__WORK TO DO__
Copy the data below exactly, omitting any picture it contains.

__DATASET CONTENT__
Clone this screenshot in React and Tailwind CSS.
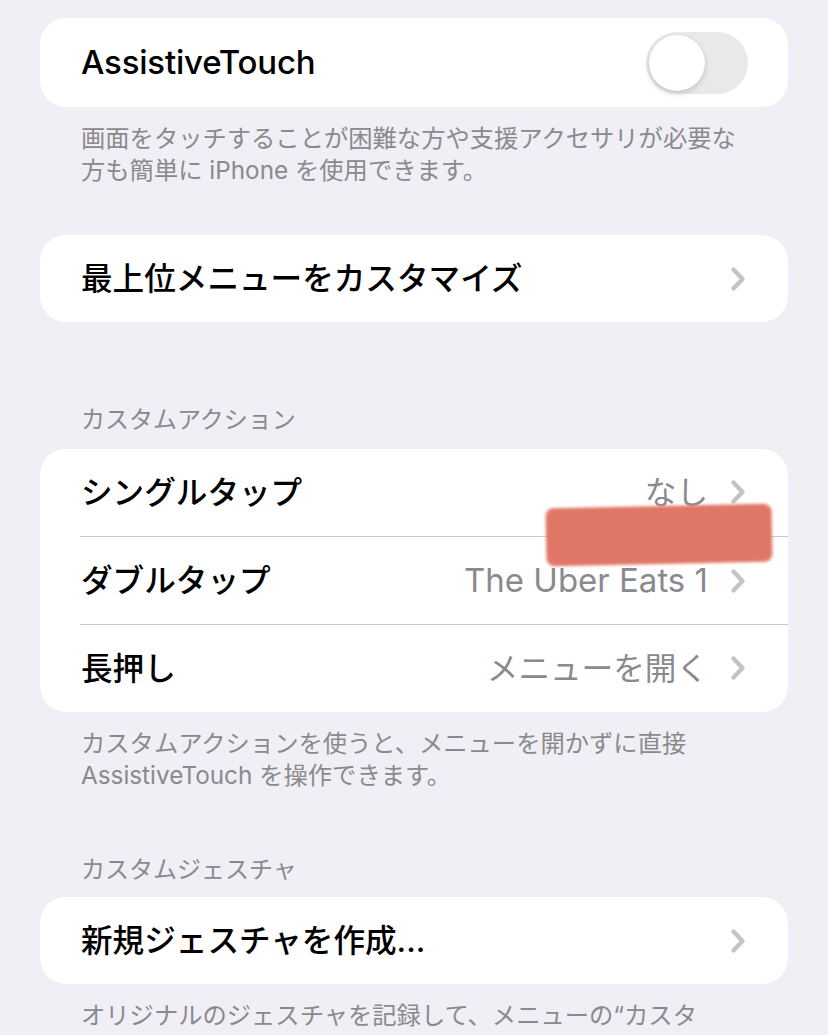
import React from "react";

function Chevron() {
  return (
    <svg width="16" height="26" viewBox="0 0 16 26" className="shrink-0">
      <path
        d="M3.5 3.5 L12.5 13 L3.5 22.5"
        fill="none"
        stroke="#c4c4c7"
        strokeWidth="4.4"
        strokeLinecap="round"
        strokeLinejoin="round"
      />
    </svg>
  );
}

function Toggle() {
  return (
    <div className="flex items-center w-[102px] h-[62px] rounded-full bg-[#e9e9eb] p-[3px]">
      <div className="w-[56px] h-[56px] rounded-full bg-white shadow-[0_3px_6px_rgba(0,0,0,0.15),0_0_1px_rgba(0,0,0,0.1)]" />
    </div>
  );
}

function Row({ label, value, latin }) {
  return (
    <div className="flex items-center justify-between h-[87px] pl-[41px] pr-[42px]">
      <span className="text-[31.6px] font-medium text-black">{label}</span>
      <div className="flex items-center gap-[22px]">
        {value && (
          <span className={latin ? "text-[33px] text-[#8a8a8e]" : "text-[31.6px] text-[#8a8a8e]"}>
            {value}
          </span>
        )}
        <Chevron />
      </div>
    </div>
  );
}

function Footer({ children }) {
  return (
    <p className="px-[41px] pt-[15px] text-[24.3px] leading-[32px] text-[#8a8a8e]">
      {children}
    </p>
  );
}

function Header({ children }) {
  return (
    <p className="px-[41px] text-[24px] leading-[32px] text-[#8a8a8e]">{children}</p>
  );
}

export default function App() {
  return (
    <div className="h-[1035px] overflow-hidden bg-[#f0eff5] px-[40px] pt-[18px] font-['Inter','Noto_Sans_CJK_JP',sans-serif]">
      <div className="flex items-center justify-between h-[89px] rounded-[26px] bg-white pl-[41px] pr-[40px]">
        <span className="text-[33px] font-medium tracking-[-0.2px] text-black">AssistiveTouch</span>
        <Toggle />
      </div>
      <Footer>
        画面をタッチすることが困難な方や支援アクセサリが必要な
        <br />
        方も簡単に iPhone を使用できます。
      </Footer>

      <div className="mt-[49px] rounded-[26px] bg-white">
        <Row label="最上位メニューをカスタマイズ" />
      </div>

      <div className="mt-[82px]">
        <Header>カスタムアクション</Header>
      </div>
      <div className="relative mt-[13px] rounded-[26px] bg-white">
        <Row label="シングルタップ" value="なし" />
        <div className="ml-[40px] h-px bg-[#c8c8cb]" />
        <Row label="ダブルタップ" value="The Uber Eats 1" latin />
        <div className="ml-[40px] h-px bg-[#c8c8cb]" />
        <Row label="長押し" value="メニューを開く" />
        <div className="absolute left-[506px] top-[57px] w-[226px] h-[58px] -rotate-[1.2deg] rounded-[8px] bg-[#e07766] blur-[1.5px]" />
      </div>
      <Footer>
        カスタムアクションを使うと、メニューを開かずに直接
        <br />
        AssistiveTouch を操作できます。
      </Footer>

      <div className="mt-[63px]">
        <Header>カスタムジェスチャ</Header>
      </div>
      <div className="mt-[11px] rounded-[26px] bg-white">
        <Row label="新規ジェスチャを作成..." />
      </div>
      <Footer>オリジナルのジェスチャを記録して、メニューの“カスタ</Footer>
    </div>
  );
}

__WRITTEN SOLUTION__
Clone this screenshot in React and Tailwind CSS.
import React from "react";

function Chevron() {
  return (
    <svg width="16" height="26" viewBox="0 0 16 26" className="shrink-0">
      <path
        d="M3.5 3.5 L12.5 13 L3.5 22.5"
        fill="none"
        stroke="#c4c4c7"
        strokeWidth="4.4"
        strokeLinecap="round"
        strokeLinejoin="round"
      />
    </svg>
  );
}

function Toggle() {
  return (
    <div className="flex items-center w-[102px] h-[62px] rounded-full bg-[#e9e9eb] p-[3px]">
      <div className="w-[56px] h-[56px] rounded-full bg-white shadow-[0_3px_6px_rgba(0,0,0,0.15),0_0_1px_rgba(0,0,0,0.1)]" />
    </div>
  );
}

function Row({ label, value, latin }) {
  return (
    <div className="flex items-center justify-between h-[87px] pl-[41px] pr-[42px]">
      <span className="text-[31.6px] font-medium text-black">{label}</span>
      <div className="flex items-center gap-[22px]">
        {value && (
          <span className={latin ? "text-[33px] text-[#8a8a8e]" : "text-[31.6px] text-[#8a8a8e]"}>
            {value}
          </span>
        )}
        <Chevron />
      </div>
    </div>
  );
}

function Footer({ children }) {
  return (
    <p className="px-[41px] pt-[15px] text-[24.3px] leading-[32px] text-[#8a8a8e]">
      {children}
    </p>
  );
}

function Header({ children }) {
  return (
    <p className="px-[41px] text-[24px] leading-[32px] text-[#8a8a8e]">{children}</p>
  );
}

export default function App() {
  return (
    <div className="h-[1035px] overflow-hidden bg-[#f0eff5] px-[40px] pt-[18px] font-['Inter','Noto_Sans_CJK_JP',sans-serif]">
      <div className="flex items-center justify-between h-[89px] rounded-[26px] bg-white pl-[41px] pr-[40px]">
        <span className="text-[33px] font-medium tracking-[-0.2px] text-black">AssistiveTouch</span>
        <Toggle />
      </div>
      <Footer>
        画面をタッチすることが困難な方や支援アクセサリが必要な
        <br />
        方も簡単に iPhone を使用できます。
      </Footer>

      <div className="mt-[49px] rounded-[26px] bg-white">
        <Row label="最上位メニューをカスタマイズ" />
      </div>

      <div className="mt-[82px]">
        <Header>カスタムアクション</Header>
      </div>
      <div className="relative mt-[13px] rounded-[26px] bg-white">
        <Row label="シングルタップ" value="なし" />
        <div className="ml-[40px] h-px bg-[#c8c8cb]" />
        <Row label="ダブルタップ" value="The Uber Eats 1" latin />
        <div className="ml-[40px] h-px bg-[#c8c8cb]" />
        <Row label="長押し" value="メニューを開く" />
        <div className="absolute left-[506px] top-[57px] w-[226px] h-[58px] -rotate-[1.2deg] rounded-[8px] bg-[#e07766] blur-[1.5px]" />
      </div>
      <Footer>
        カスタムアクションを使うと、メニューを開かずに直接
        <br />
        AssistiveTouch を操作できます。
      </Footer>

      <div className="mt-[63px]">
        <Header>カスタムジェスチャ</Header>
      </div>
      <div className="mt-[11px] rounded-[26px] bg-white">
        <Row label="新規ジェスチャを作成..." />
      </div>
      <Footer>オリジナルのジェスチャを記録して、メニューの“カスタ</Footer>
    </div>
  );
}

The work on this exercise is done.